# What does double vertical-line means in linear algebra?

I have a formula, which I have no idea how to solve, because I don't know that double vertical-line sign: $\|{\rm Ax} \|$?

$${\rm x} \ne 0 \in \Bbb R^n, \quad 0 < m \le \frac {\| {\rm Ax} \|} {\| {\rm x} \|} \le M, \quad cond(A) \le \frac M m .$$

What does it mean? How should I solve this?
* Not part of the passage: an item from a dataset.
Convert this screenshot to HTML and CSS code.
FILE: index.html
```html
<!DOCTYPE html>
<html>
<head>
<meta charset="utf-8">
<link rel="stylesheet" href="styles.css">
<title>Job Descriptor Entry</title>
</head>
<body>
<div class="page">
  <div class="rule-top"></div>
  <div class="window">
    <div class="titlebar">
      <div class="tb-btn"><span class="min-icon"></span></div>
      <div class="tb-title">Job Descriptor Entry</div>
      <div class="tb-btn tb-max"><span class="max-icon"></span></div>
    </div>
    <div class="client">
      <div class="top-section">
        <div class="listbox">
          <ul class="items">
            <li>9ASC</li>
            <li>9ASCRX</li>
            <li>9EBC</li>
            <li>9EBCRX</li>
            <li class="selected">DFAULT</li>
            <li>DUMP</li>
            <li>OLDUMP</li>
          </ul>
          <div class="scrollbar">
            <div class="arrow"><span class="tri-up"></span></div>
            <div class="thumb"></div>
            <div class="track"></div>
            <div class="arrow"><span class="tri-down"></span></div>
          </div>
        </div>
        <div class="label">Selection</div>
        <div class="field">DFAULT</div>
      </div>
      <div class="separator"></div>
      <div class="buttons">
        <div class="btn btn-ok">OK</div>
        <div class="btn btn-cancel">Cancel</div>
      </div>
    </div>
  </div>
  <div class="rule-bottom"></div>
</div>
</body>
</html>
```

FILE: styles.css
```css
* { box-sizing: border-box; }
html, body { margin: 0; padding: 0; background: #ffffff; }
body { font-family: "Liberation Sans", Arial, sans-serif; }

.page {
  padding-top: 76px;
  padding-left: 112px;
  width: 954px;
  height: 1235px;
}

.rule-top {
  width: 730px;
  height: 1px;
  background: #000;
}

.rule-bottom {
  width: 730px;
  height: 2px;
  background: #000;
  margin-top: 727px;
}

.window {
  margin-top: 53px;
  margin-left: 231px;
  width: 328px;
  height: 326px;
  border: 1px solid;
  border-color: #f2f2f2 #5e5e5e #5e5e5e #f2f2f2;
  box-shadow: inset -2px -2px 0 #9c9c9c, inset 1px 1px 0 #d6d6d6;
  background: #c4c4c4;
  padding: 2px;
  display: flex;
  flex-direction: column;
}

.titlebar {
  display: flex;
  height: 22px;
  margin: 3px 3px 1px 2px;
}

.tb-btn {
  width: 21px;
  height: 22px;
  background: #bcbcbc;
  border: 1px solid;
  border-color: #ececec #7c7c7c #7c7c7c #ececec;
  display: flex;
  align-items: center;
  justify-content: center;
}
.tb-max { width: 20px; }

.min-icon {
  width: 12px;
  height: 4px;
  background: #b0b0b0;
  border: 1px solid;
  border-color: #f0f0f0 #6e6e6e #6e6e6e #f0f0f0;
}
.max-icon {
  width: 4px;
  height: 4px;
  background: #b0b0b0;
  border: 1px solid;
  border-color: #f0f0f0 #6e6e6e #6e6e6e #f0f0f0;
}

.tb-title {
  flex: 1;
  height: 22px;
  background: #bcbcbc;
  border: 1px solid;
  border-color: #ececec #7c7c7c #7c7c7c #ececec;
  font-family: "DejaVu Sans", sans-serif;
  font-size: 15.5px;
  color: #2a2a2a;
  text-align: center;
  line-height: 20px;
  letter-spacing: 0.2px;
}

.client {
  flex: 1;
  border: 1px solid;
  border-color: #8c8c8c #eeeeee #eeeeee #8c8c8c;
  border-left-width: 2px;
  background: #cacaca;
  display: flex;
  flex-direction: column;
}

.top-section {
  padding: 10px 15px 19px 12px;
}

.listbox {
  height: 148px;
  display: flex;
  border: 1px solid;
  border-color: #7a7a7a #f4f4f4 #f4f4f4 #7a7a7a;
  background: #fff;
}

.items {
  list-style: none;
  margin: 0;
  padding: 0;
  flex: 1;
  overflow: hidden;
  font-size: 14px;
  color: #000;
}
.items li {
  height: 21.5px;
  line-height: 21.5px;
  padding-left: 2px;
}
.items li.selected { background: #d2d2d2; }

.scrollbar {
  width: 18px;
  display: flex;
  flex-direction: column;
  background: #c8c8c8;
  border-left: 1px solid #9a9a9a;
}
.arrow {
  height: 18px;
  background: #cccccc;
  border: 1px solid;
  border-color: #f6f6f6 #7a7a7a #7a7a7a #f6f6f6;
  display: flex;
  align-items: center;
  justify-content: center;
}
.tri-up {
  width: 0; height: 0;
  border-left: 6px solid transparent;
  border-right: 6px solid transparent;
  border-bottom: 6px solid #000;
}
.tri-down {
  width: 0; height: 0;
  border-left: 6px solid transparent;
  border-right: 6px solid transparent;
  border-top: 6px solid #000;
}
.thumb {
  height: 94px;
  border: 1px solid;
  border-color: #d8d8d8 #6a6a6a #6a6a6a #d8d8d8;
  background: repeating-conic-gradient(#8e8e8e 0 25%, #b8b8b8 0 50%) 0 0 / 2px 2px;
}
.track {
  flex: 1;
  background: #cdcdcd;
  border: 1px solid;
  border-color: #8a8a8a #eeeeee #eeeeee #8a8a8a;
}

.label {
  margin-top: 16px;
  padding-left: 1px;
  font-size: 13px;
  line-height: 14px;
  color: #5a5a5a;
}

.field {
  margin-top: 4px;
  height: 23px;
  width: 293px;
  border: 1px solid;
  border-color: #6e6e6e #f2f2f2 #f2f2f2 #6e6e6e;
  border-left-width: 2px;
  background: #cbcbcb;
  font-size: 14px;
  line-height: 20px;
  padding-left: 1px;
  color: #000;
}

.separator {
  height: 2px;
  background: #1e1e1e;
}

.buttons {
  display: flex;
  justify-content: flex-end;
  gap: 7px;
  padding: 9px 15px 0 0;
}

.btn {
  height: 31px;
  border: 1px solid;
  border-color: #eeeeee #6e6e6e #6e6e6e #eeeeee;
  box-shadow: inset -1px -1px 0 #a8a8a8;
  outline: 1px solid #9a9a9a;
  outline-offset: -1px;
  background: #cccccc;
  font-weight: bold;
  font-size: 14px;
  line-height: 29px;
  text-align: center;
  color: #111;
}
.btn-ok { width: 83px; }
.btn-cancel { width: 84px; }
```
• vector norm. en.wikipedia.org/wiki/Norm_%28mathematics%29 How should I solve this What are solving for? what is the known and what is the unknown? – Nasser Nov 29 '13 at 23:22
• @StefanSmith I don't think it "almost certainly refers to the Euclidean norm". Actually any vector norm will do. – user1551 Nov 30 '13 at 0:27
• @user1551 : I removed my comment, but if someone writes $\|\mathbf{x}\|$, when $\mathbf{x}\in \mathbb{R}^n$, and they don't provide any additional context, then unless they are being deliberately uncooperative, they are using the Euclidean norm. Unfortunately, the OP did not give us enough info to be 100% sure what norm is being used here. (I will take your word for it that any norm works here and file it under "interesting facts to be investigated later"). – Stefan Smith Nov 30 '13 at 1:10

Double bars (or sometimes even single bars) tend to denote a norm in Mathematics. Most likely, the double bars here are denoting the Euclidean norm. This is just the length of the vector. So for example, the vector (I shall write it horizontally for compactness) $(1,2,3)$ has length $$\|(1,2,3) \|=\sqrt{1^2+2^2+3^2}=\sqrt{14}$$ and the vector $$\|(3,-1,2) \|=\sqrt{3^2+(-1)^2+2^2}=\sqrt{14}$$ Notice that $A\mathbf{x}$ is just a vector, so $\|A\mathbf{x}\|$ is just the length of the vector. $\|\mathbf{x}\|$ is just the length of $\mathbf{x}$. So here you are looking for scaling of $\mathbf{x}$ under transformation by $A$ to be between $m$ and $M$. (Look at $\frac{\|A\mathbf{x}\|}{\|\mathbf{x}\|}$ and think about what it means 'pictorially' to see what I am talking about).